→ **Task description**:
Check each line of the material below for "this", then copy the ones that contain it.

→ **Records to use**:
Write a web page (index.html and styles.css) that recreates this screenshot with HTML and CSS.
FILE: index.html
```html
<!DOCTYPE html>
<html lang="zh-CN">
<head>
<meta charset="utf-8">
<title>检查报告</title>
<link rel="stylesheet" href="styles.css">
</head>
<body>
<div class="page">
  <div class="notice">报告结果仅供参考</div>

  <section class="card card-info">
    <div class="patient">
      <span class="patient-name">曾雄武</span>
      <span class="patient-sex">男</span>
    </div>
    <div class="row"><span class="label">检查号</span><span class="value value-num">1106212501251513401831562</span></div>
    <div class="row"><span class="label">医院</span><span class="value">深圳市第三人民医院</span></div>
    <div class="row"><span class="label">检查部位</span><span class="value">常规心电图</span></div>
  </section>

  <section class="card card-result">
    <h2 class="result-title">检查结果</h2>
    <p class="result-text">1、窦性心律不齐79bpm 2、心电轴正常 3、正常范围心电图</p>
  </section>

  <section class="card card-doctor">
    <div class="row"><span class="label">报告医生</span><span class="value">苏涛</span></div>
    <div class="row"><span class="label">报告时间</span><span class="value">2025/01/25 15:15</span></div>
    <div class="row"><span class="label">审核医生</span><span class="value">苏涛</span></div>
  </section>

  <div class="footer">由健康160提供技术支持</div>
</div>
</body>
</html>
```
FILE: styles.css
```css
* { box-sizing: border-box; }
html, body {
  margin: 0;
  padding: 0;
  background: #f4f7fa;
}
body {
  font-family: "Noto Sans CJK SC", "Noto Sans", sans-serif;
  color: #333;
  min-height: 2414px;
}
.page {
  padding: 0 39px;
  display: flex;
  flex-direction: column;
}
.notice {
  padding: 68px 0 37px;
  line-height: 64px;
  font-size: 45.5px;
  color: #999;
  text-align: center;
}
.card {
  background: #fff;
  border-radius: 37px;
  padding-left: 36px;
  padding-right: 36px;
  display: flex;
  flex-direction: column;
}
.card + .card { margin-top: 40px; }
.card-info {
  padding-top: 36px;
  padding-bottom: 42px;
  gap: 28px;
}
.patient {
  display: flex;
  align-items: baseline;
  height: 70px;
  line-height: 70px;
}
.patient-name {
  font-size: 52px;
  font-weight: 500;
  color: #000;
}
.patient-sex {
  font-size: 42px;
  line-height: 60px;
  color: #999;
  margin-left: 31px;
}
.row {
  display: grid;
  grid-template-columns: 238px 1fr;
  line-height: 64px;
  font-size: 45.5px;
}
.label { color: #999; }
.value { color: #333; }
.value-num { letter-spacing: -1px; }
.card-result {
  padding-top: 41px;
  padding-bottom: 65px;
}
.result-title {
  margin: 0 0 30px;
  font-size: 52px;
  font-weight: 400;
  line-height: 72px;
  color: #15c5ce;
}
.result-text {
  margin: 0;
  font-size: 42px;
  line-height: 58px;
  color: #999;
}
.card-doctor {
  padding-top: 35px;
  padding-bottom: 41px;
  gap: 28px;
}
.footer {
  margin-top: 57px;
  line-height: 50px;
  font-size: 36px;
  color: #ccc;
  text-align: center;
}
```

--

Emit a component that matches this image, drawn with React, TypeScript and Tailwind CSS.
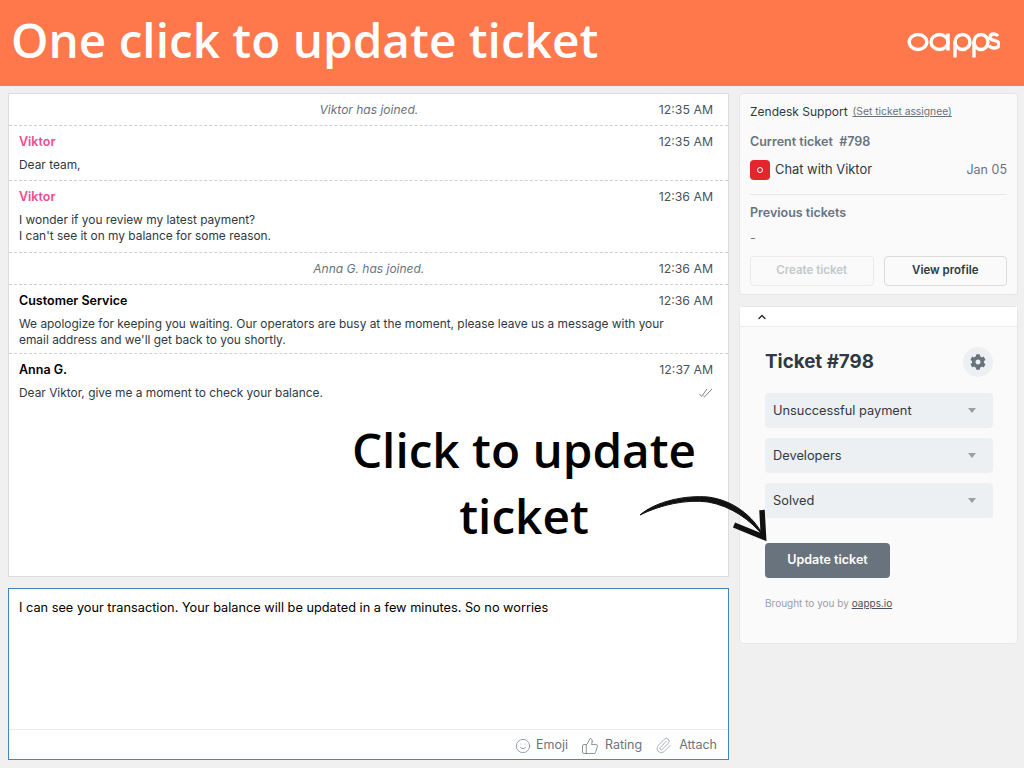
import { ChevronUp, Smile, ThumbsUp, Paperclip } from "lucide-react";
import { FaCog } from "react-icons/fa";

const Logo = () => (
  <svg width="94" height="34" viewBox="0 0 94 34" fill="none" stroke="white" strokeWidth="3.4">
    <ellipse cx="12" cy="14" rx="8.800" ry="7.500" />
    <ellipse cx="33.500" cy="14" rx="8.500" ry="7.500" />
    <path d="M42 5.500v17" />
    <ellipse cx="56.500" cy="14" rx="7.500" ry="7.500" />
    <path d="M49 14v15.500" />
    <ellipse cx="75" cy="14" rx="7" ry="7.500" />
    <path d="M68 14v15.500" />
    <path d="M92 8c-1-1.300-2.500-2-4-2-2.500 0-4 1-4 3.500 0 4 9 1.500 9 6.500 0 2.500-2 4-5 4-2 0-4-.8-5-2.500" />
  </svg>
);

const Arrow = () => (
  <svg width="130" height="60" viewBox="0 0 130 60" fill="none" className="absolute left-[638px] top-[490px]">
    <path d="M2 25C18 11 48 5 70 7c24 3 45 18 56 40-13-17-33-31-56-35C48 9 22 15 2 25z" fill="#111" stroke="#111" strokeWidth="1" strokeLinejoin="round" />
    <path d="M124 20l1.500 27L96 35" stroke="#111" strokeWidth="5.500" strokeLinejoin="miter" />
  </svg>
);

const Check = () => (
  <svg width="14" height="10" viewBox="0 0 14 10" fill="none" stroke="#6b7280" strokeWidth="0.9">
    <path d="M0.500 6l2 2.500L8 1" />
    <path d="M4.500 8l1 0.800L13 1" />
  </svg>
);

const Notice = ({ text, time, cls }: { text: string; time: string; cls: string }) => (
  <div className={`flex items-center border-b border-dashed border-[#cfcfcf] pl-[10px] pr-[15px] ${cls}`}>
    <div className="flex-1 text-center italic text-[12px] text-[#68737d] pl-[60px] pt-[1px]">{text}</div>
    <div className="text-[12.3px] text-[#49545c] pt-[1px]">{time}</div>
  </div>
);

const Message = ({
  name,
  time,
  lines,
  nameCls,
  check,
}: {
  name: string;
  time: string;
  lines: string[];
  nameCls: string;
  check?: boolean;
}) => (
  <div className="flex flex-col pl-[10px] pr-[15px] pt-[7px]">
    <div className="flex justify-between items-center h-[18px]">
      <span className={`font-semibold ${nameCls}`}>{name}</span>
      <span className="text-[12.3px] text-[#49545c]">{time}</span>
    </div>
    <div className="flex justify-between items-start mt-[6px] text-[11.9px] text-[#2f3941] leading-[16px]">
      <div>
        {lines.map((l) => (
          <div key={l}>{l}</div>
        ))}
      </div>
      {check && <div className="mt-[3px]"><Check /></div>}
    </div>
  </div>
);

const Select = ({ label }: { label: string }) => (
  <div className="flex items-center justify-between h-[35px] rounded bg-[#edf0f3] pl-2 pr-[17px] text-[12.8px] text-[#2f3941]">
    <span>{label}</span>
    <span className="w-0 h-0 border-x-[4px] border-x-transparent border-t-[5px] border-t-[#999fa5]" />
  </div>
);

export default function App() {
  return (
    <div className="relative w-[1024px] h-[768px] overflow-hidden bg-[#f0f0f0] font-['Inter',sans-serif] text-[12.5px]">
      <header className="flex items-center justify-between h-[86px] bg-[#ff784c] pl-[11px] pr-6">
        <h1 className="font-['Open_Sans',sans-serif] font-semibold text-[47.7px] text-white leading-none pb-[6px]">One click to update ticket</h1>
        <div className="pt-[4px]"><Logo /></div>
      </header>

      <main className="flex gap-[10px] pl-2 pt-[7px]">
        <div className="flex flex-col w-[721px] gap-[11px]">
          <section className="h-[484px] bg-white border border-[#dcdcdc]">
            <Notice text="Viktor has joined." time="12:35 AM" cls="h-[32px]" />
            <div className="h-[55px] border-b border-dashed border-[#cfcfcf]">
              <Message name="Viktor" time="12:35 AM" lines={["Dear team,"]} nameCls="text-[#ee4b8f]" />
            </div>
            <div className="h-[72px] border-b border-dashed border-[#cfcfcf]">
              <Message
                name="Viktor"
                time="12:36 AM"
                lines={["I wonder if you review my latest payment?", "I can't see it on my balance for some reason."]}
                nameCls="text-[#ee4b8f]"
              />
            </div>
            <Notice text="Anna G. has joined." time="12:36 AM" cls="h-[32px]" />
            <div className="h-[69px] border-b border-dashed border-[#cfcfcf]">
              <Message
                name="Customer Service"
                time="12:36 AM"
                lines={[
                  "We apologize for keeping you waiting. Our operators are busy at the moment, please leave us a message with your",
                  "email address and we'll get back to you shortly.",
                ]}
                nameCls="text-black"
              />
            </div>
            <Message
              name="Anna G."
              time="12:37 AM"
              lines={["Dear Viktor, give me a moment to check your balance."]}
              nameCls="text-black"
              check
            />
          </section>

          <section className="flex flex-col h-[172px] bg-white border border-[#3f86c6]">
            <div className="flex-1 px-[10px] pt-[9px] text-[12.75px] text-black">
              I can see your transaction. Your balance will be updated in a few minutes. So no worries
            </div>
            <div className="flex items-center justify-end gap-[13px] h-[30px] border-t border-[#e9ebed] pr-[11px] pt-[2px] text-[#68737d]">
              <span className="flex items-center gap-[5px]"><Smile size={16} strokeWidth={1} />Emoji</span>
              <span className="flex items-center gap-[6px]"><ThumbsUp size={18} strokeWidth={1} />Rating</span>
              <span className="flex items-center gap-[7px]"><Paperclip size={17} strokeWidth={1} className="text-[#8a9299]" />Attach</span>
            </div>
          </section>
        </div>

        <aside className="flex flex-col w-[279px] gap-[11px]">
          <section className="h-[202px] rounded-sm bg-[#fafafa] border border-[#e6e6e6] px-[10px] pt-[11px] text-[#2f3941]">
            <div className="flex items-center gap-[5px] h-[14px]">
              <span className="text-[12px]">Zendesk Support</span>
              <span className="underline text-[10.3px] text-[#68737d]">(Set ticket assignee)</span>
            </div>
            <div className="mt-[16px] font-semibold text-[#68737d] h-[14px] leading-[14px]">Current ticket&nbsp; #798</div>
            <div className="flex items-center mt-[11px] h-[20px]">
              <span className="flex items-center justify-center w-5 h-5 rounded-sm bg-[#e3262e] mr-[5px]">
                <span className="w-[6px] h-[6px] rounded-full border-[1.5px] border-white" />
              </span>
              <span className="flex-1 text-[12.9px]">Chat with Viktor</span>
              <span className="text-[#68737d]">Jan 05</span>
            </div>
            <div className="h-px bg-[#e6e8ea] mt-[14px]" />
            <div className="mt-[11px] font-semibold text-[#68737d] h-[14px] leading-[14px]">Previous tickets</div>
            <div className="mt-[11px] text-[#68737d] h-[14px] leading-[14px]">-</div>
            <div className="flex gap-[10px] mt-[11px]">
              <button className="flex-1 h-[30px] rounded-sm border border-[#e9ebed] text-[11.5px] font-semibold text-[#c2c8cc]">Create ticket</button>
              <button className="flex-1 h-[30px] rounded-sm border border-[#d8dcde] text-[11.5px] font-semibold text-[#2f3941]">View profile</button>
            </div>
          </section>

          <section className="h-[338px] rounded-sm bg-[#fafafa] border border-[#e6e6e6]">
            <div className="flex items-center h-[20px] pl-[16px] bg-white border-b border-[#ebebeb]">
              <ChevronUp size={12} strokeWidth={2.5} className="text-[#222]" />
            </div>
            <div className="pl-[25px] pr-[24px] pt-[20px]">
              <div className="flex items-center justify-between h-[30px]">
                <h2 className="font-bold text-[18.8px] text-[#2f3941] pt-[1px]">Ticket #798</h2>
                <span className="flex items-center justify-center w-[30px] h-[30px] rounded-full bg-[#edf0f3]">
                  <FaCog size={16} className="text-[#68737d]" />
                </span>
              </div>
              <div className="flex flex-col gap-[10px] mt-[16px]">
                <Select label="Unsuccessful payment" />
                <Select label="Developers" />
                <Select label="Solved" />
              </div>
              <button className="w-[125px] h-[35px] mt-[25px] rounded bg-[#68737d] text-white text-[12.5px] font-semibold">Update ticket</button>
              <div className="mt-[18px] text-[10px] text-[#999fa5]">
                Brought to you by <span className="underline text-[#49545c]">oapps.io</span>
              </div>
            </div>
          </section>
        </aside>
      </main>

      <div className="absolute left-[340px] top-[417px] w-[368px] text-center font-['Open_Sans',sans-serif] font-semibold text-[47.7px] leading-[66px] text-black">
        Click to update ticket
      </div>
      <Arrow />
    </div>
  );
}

→ **The reply**:
Write a web page (index.html and styles.css) that recreates this screenshot with HTML and CSS.
Emit a component that matches this image, drawn with React, TypeScript and Tailwind CSS.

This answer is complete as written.